As long as we have a new entry to predict, we extract the 8 equivalence sequences from the 8 speicic routes, and train the 8 routes by HMM model. Then we get 8 HMM models and compare the new sequence under these 8 HMM models to get the maximum likelihood of it. In other words, if the new sequnce get the maximum likelihood under HMM model 2, then we allocate the feature of the route 2 to the new entry.
Finally, we use the learnt formula from the specific problem to predict. In my case, I used Adaboost-DecisionTree Classification to predict.
And I also tried the uniform blending algorithm for the generalized problem. The uniform blending algorithm is just to allocate the 8 modelds to the new route respectively, and then average it.
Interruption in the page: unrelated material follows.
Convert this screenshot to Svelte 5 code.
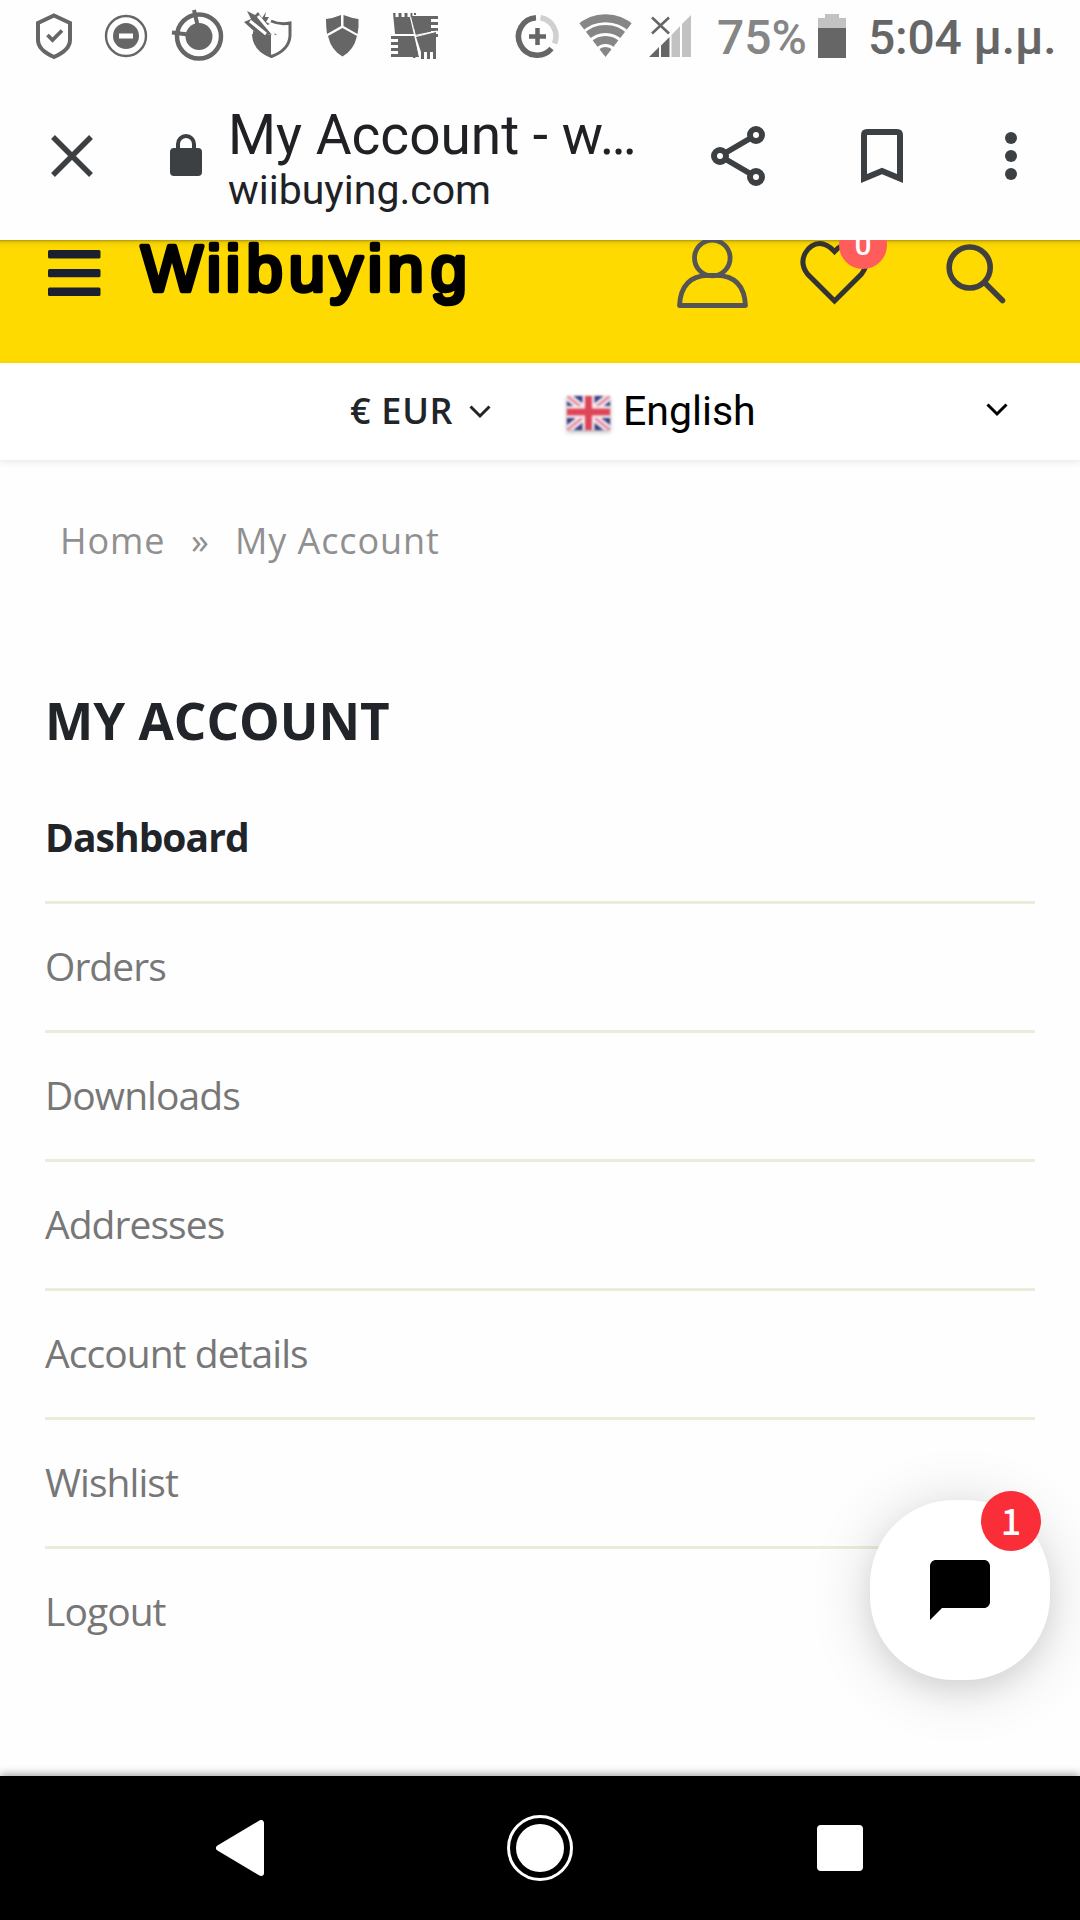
<script>
  const items = ['Dashboard', 'Orders', 'Downloads', 'Addresses', 'Account details', 'Wishlist', 'Logout'];
</script>

<div class="screen">
  <header class="status">
    <svg class="status-icons" width="700" height="72" viewBox="0 0 700 72">
      <g fill="none" stroke="#666">
        <path d="M54 15.500 70 23V40Q70 50 54 57Q38 50 38 40V23Z" stroke-width="4" />
        <path d="M47.500 35 52.500 40 62 30.500" stroke-width="3.800" />
        <circle cx="126" cy="36" r="20" stroke-width="2.400" />
        <circle cx="199" cy="36.500" r="22" stroke-width="4.500" />
        <path d="M172 32.500 188 34.500M194 10 197.500 25" stroke-width="4" />
      </g>
      <circle cx="126" cy="36" r="13" fill="#666" />
      <rect x="119" y="33.500" width="14" height="5" fill="#fff" />
      <circle cx="199" cy="36.500" r="13.500" fill="#666" />
      <g fill="#666">
        <path d="M253 31 271 35V56Q253 48 253 34Z" />
        <path d="M271 21Q280 25 290 23V36Q289 50 271.500 56.500Q254 50 253.500 34" fill="none" stroke="#666" stroke-width="3" />
        <path d="M244 22 251 19 247 11 255 15 258 12 262 18 266 12 265 17 269 17 266 22 270 24 265 26 277 35 257 34Z" />
        <path d="M250 21 266 34M258 16 274 35" stroke="#fff" stroke-width="3" />
        <path d="M326 19Q334 18 341 15V26L327 34Q326 27 326 19Z" />
        <path d="M343.500 15Q351 18 358.500 19Q359 27 357.500 34L343.500 26Z" />
        <path d="M328 36 342.500 28 357 36Q354 50 342.500 56.500Q331 50 328 36Z" />
        <path d="M393 13h2.500v4h3v-4h3v4h3v-4h3v4h3v-4h2v4l2 17h-19.500z" />
        <path d="M411 16h27v3h-7v3h7v3h-7v3h7v3h-7v1l-15 4z" />
        <path d="M391 36h24l4 21h-28v-3h7v-3h-7v-3h7v-3h-7v-3h7v-3h-7z" />
        <path d="M416 37 436 32v27h-3v-7h-3v7h-3v-7h-3v7h-3v-7z" />
        <path d="M413 58h2.500v-2h-2.500zM436 37h2v-3h-2zM414 15h2v-2h-2z" />
      </g>
      <path d="M391 35 415 35.500 437 31M410.500 17 419.500 56" fill="none" stroke="#fff" stroke-width="1.200" />
      <g fill="none" stroke-width="5.600">
        <path d="M536 17.800A18.700 18.700 0 1 0 551.500 48.500" stroke="#666" />
        <path d="M540.500 17.800A18.700 18.700 0 0 1 554.500 43.500" stroke="#d0d0d0" />
        <path d="M529 36.500h17M537.500 28v17" stroke="#666" stroke-width="4.500" />
      </g>
      <clipPath id="fan"><path d="M605.500 57 576 19V8H635V19Z" /></clipPath>
      <g clip-path="url(#fan)" fill="none" stroke="#868686">
        <circle cx="605.500" cy="57" r="38.800" stroke-width="8" />
        <circle cx="605.500" cy="57" r="28" stroke-width="8" />
        <circle cx="605.500" cy="57" r="17" stroke-width="8" />
        <circle cx="605.500" cy="57" r="5" stroke-width="10" />
      </g>
      <path d="M649 57 659 47V57Z M661 57V45.500L669.500 37V57Z" fill="#666" />
      <path d="M671.500 57V35L680 26V57ZM682 57V24L691 15V57Z" fill="#c2c2c2" />
      <path d="M652 17.500 669 33.500M669 17.500 652 33.500" stroke="#666" stroke-width="2.600" />
    </svg>
    <span class="percent">75%</span>
    <svg class="battery" width="28" height="44" viewBox="0 0 28 44">
      <path d="M0 4H7V0H21V4H28V15H0Z" fill="#c2c2c2" /><path d="M0 14H28V44H0Z" fill="#666" />
    </svg>
    <span class="clock">5:04 μ.μ.</span>
  </header>

  <div class="toolbar">
    <svg class="close" width="42" height="42" viewBox="0 0 42 42"><path d="M2 2 40 40M40 2 2 40" stroke="#3c4043" stroke-width="5.400" /></svg>
    <svg class="lock" width="32" height="42" viewBox="0 0 32 42">
      <rect y="14" width="32" height="28" rx="4" fill="#3c4043" />
      <path d="M8 15V10a8 8 0 0 1 16 0V15" fill="none" stroke="#3c4043" stroke-width="4" />
    </svg>
    <div class="page-info">
      <div class="page-title">My Account - w…</div>
      <div class="page-url">wiibuying.com</div>
    </div>
    <svg class="share" width="54" height="60" viewBox="0 0 54 60">
      <path d="M45 9 9 30 45 51" fill="none" stroke="#3c4043" stroke-width="5.500" />
      <g fill="#fff" stroke="#3c4043" stroke-width="6"><circle cx="45" cy="9" r="6" /><circle cx="9" cy="30" r="6" /><circle cx="45" cy="51" r="6" /></g>
    </svg>
    <svg class="bookmark" width="42" height="54" viewBox="0 0 42 54">
      <path d="M3 49.500V6Q3 3 6 3H36Q39 3 39 6V49.500L21 42Z" fill="none" stroke="#3c4043" stroke-width="6" />
    </svg>
    <svg class="dots" width="12" height="48" viewBox="0 0 12 48" fill="#3c4043">
      <circle cx="6" cy="6" r="6" /><circle cx="6" cy="24" r="6" /><circle cx="6" cy="42" r="6" />
    </svg>
  </div>

  <div class="brand">
    <svg class="menu" width="53" height="123" viewBox="0 0 53 123" fill="#1a2030">
      <rect y="10" width="52.500" height="8.500" rx="1.500" /><rect y="29" width="52.500" height="8.300" rx="1.500" /><rect y="47.500" width="52.500" height="8.500" rx="1.500" />
    </svg>
    <svg class="logo" width="340" height="123" viewBox="0 0 340 123">
      <text x="1.300 66.800 85.800 106.600 148.700 189.900 227.800 247.500 290.700" y="50.500">Wiibuying</text>
    </svg>
    <svg class="actions" width="340" height="123" viewBox="0 0 340 123" fill="none">
      <g stroke="#555" stroke-width="4.800">
        <circle cx="42.300" cy="18" r="17.800" />
        <path d="M9.500 65.500H75.500Q74 36 47 35.300H38Q11 36 9.500 65.500Z" stroke-linejoin="round" />
      </g>
      <path d="M164.500 61 137.500 34C126 19 139 3.500 149.500 3.500Q157 3.500 164.500 11.500Q172 3.500 179.500 3.500C190 3.500 203 19 191.500 34Z" stroke="#333" stroke-width="5" />
      <circle cx="193" cy="5" r="24" fill="#ff5c5c" />
      <text class="wish-count" x="193" y="15" text-anchor="middle">0</text>
      <g stroke="#404040" stroke-width="5.600" stroke-linecap="round"><circle cx="299.700" cy="27.500" r="20.500" /><path d="M315 43 332.500 60.500" /></g>
    </svg>
  </div>

  <div class="locale">
    <span class="currency">€ EUR</span>
    <svg class="chev-a" width="22" height="14" viewBox="0 0 22 14"><path d="M1.500 1.500 11 11 20.500 1.500" /></svg>
    <svg class="flag" width="43" height="34" viewBox="0 0 43 34">
      <rect width="43" height="34" fill="#343c80" />
      <path d="M0 0 43 34M43 0 0 34" stroke="#f5eaf2" stroke-width="8" /><path d="M0 0 43 34M43 0 0 34" stroke="#e58294" stroke-width="2.500" />
      <path d="M21.500 0V34M0 16H43" stroke="#fbeef1" stroke-width="12" /><path d="M21.500 0V34M0 16H43" stroke="#dd4659" stroke-width="7" />
    </svg>
    <span class="language">English</span>
    <svg class="chev-b" width="22" height="14" viewBox="0 0 22 14"><path d="M1.500 1.500 11 11 20.500 1.500" /></svg>
  </div>

  <nav class="crumbs"><span class="home">Home</span><span class="sep">»</span><span>My Account</span></nav>
  <h1>MY ACCOUNT</h1>
  <ul>
    {#each items as item, i}
      <li class:active={i === 0}><span class="label">{item}</span></li>
    {/each}
  </ul>

  <div class="chat">
    <svg width="60" height="60" viewBox="2 2 20 20"><path d="M20 2H4c-1.100 0-2 .9-2 2v18l4-4h14c1.100 0 2-.9 2-2V4c0-1.100-.9-2-2-2z" /></svg>
    <span class="count">1</span>
  </div>

  <footer>
    <svg class="back" width="48" height="56" viewBox="0 0 48 56"><path d="M3 28 45 3V53Z" fill="#fff" stroke="#fff" stroke-width="6" stroke-linejoin="round" /></svg>
    <svg class="home-btn" width="66" height="66" viewBox="0 0 66 66"><circle cx="33" cy="33" r="31.500" fill="none" stroke="#fff" stroke-width="3" /><circle cx="33" cy="33" r="24" fill="#fff" /></svg>
    <svg class="recent" width="46" height="46" viewBox="0 0 46 46"><rect width="46" height="46" rx="4" fill="#fff" /></svg>
  </footer>
</div>

<style>
  :global(body) { background: #fefefe; }
  svg { display: block; flex: none; }
  span { white-space: nowrap; }
  .screen { position: relative; width: 1080px; height: 1920px; overflow: hidden; display: flex; flex-direction: column; background: #fefefe; font-family: "Open Sans", "Noto Sans", sans-serif; }
  .status { display: flex; height: 72px; color: #666; font: 500 48px/75px Roboto, sans-serif; }
  .percent { width: 101px; margin-left: 17px; color: #868686; }
  .battery { margin-top: 14px; }
  .clock { margin-left: 22px; letter-spacing: -.2px; }
  .toolbar { display: flex; align-items: center; height: 168px; box-sizing: border-box; padding-left: 51px; font-family: Roboto, sans-serif; color: #202124; }
  .lock { margin: -2px 0 0 77px; }
  .page-info { width: 420px; margin-left: 26px; padding-top: 5px; }
  .page-title { font-size: 55px; line-height: 64px; white-space: nowrap; }
  .page-url { font-size: 41px; line-height: 47px; }
  .share { margin-left: 63px; }
  .bookmark { margin-left: 96px; }
  .dots { margin-left: 102px; }
  .brand { display: flex; height: 123px; box-sizing: border-box; padding-left: 48px; background: linear-gradient(#b39a08, #e6c500 2px, #f5d200 4px, #ffda00 9px); }
  .logo { margin-left: 39px; overflow: visible; }
  .logo text { font: 400 65px "Liberation Sans", sans-serif; fill: #000; stroke: #000; stroke-width: 4.6px; stroke-linejoin: round; }
  .actions { margin-left: 190px; }
  .wish-count { font: 500 30px Roboto, sans-serif; fill: #fff; }
  .locale { display: flex; height: 97px; box-sizing: border-box; padding-left: 350px; background: #fff; box-shadow: 0 2px 7px rgba(0, 0, 0, .09); line-height: 97px; }
  .currency { width: 119px; font-size: 36px; font-weight: 600; line-height: 95px; letter-spacing: .7px; color: #212529; }
  .chev-a, .chev-b { fill: none; stroke: #212529; stroke-width: 3; }
  .chev-a { margin-top: 42px; }
  .flag { margin: 33px 13px 0 76px; filter: blur(.8px) drop-shadow(0 2px 2px rgba(0, 0, 0, .3)); }
  .language { width: 363px; color: #000; font: 41px/97px Roboto, sans-serif; }
  .chev-b { margin-top: 40px; stroke: #000; }
  .crumbs { display: flex; margin-top: 56px; padding-left: 60px; height: 50px; color: #909090; font-size: 36px; line-height: 50px; letter-spacing: .9px; }
  .home { width: 131px; }
  .sep { width: 44px; }
  h1 { margin: 119px 0 0 45px; height: 70px; color: #212529; font-size: 51.2px; font-weight: 700; line-height: 70px; }
  ul { width: 990px; margin: 20px 0 0 45px; padding: 0; list-style: none; }
  li { height: 126px; border-bottom: 3px solid #ebeddc; color: #777; font-size: 39px; line-height: 124px; letter-spacing: -.95px; }
  li:last-child { border: 0; }
  .active { color: #212529; font-weight: 700; }
  .chat { position: absolute; left: 870px; top: 1500px; width: 180px; height: 180px; display: grid; place-items: center; border-radius: 84px; background: #fff; box-shadow: 0 6px 60px rgba(0, 0, 0, .17), 0 12px 30px -4px rgba(0, 0, 0, .08); }
  .count { position: absolute; left: 111px; top: -9px; width: 60px; height: 60px; border-radius: 50%; background: #fa2e38; color: #fff; font: 500 36px/57px "Noto Sans CJK SC", sans-serif; text-align: center; }
  footer { display: flex; align-items: center; height: 144px; box-sizing: border-box; margin-top: auto; padding-left: 216px; background: #000; box-shadow: 0 -2px 8px rgba(0, 0, 0, .35); }
  .home-btn { margin-left: 243px; }
  .recent { margin-left: 244px; }
</style>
As we can see, the uniform blending does not get any improvement.
But the HMM Sequence Classification algorithm makes 9 routes get improvement, 3 routes have negative performance.
Although the average performance is 31.71%, which is lower than that of the specific problem, it makes sense that we did not use any historical data of these routes to predict
For the specific problem and from the aspect of performance, AdaBoost-Decision Tree Classification is suggested to be the best model, which has 61.35% of optimal performance and has relatively small performance variance over the 8 different routes.
From the aspect of performance variance for different routes, Uniform Blending Classification is chosen as the best model with relatively high performance.
On the other hand, the Q-Learning method got a relatively high performance as well.
Compare the validation curve of classification methods to that of regression methods, we could find that the cross validation error or precision of all the 5 folds in classification has far smaller variance than that of regression (shown in the report). We then considered that the classification model construction is more suitable in this problem.
For the generalized problem(i.e. predict without the historical), we did not test many models. However, the HMM Sequence Classification based AdaBoost-Decision Tree Classification model got a good performance over 12 new routes, which has 31.71% of optimal performance.